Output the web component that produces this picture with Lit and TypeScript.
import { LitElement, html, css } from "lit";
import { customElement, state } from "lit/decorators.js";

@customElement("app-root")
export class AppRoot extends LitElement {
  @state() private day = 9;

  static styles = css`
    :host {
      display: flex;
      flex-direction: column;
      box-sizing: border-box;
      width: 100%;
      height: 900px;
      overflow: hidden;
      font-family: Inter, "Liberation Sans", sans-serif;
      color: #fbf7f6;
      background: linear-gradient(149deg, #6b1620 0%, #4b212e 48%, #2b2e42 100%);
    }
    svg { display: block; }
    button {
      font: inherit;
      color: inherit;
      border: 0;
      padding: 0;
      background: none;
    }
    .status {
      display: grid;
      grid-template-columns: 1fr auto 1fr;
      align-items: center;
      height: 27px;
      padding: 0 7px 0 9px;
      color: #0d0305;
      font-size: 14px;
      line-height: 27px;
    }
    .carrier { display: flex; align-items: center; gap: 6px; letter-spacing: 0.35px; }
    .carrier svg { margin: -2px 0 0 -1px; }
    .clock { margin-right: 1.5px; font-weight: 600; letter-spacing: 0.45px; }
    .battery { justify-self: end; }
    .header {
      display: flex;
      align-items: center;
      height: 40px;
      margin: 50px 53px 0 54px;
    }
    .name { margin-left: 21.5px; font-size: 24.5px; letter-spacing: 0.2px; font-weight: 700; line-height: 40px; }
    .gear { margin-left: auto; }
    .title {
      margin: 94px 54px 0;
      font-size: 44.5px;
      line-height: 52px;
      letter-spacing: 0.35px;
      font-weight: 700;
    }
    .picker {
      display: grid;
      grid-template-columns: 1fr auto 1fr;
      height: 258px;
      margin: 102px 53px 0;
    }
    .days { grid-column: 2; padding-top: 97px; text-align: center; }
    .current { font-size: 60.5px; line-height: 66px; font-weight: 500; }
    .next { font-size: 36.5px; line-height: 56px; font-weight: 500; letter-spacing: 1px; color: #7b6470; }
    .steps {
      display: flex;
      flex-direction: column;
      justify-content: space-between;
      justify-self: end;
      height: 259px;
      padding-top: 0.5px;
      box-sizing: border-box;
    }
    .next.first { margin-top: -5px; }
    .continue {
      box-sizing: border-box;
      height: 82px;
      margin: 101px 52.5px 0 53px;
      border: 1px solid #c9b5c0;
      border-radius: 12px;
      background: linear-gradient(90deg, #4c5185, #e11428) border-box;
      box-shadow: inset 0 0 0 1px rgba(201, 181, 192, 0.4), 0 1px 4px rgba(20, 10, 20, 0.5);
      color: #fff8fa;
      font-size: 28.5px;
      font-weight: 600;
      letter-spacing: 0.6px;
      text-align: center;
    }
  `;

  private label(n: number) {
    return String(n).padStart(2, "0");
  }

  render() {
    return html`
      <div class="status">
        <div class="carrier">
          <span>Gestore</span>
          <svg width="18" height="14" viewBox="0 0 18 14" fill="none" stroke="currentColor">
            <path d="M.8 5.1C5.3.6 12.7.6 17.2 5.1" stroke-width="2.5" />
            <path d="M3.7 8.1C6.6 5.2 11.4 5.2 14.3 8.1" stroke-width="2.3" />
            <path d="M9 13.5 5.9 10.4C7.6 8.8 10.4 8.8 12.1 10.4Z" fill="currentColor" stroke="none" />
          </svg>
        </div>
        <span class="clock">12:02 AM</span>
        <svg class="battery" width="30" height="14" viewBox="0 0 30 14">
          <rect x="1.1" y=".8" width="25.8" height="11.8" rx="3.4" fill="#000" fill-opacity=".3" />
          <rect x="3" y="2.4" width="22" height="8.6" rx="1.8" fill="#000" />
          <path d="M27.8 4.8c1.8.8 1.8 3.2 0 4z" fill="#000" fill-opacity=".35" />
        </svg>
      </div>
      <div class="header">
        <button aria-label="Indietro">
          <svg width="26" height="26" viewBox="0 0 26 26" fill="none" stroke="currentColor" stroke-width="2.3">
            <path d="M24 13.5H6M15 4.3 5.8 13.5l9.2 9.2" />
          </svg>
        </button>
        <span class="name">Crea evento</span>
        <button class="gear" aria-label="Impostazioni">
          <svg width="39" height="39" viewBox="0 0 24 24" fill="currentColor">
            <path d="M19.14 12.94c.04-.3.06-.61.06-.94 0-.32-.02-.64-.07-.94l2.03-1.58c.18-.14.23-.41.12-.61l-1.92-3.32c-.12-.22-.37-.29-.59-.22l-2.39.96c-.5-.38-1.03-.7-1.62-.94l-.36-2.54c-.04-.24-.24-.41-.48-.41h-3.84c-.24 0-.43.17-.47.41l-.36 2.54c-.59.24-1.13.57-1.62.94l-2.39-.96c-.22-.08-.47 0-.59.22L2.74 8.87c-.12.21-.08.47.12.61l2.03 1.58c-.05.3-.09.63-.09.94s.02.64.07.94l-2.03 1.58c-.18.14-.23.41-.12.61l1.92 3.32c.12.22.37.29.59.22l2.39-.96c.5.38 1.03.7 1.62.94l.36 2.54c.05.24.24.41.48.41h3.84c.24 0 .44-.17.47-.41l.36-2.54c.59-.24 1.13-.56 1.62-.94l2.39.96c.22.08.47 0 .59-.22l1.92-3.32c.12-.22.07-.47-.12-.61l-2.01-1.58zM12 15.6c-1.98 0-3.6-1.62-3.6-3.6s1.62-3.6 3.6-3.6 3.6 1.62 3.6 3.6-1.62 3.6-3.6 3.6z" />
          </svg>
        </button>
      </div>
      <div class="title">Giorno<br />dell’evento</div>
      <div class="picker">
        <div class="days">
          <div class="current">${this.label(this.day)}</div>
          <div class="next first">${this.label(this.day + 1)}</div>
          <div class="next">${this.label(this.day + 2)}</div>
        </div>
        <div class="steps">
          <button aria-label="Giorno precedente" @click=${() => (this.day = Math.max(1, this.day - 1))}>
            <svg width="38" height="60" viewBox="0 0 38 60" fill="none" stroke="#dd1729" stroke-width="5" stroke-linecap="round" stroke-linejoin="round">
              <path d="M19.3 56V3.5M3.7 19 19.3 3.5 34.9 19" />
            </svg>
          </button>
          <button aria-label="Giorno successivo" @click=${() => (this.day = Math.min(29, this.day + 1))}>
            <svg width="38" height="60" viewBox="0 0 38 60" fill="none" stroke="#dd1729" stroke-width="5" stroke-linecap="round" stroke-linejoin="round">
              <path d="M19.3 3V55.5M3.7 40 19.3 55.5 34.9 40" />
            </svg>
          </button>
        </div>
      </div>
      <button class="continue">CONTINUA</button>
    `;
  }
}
○ ○ ○ ○ ○ ○ ○
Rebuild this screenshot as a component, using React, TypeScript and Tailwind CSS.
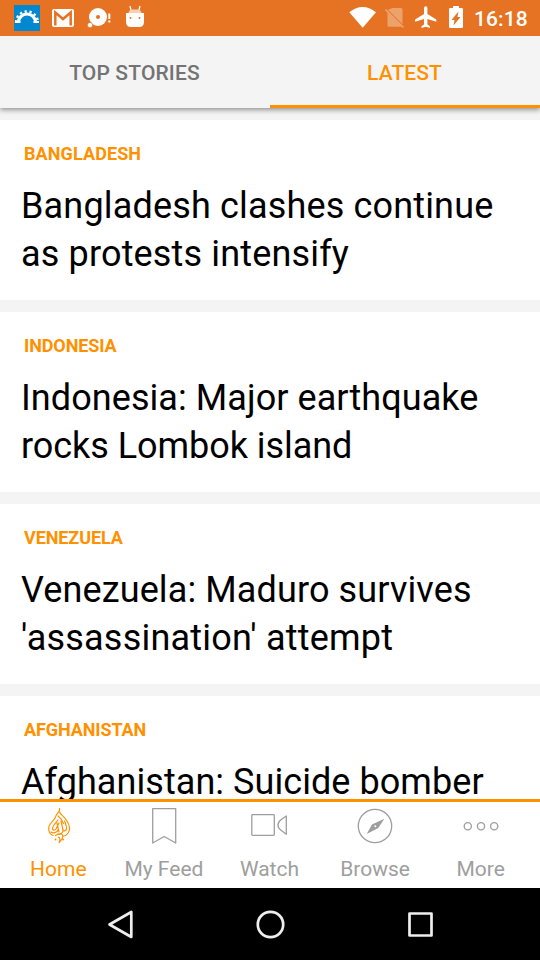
○ ○ ○ ○ ○ ○ ○
■ PROBLEM: Wherever the string "component" appears in the entries above, list that line.

■ CORRECT OUTPUT:
Output the web component that produces this picture with Lit and TypeScript.
Rebuild this screenshot as a component, using React, TypeScript and Tailwind CSS.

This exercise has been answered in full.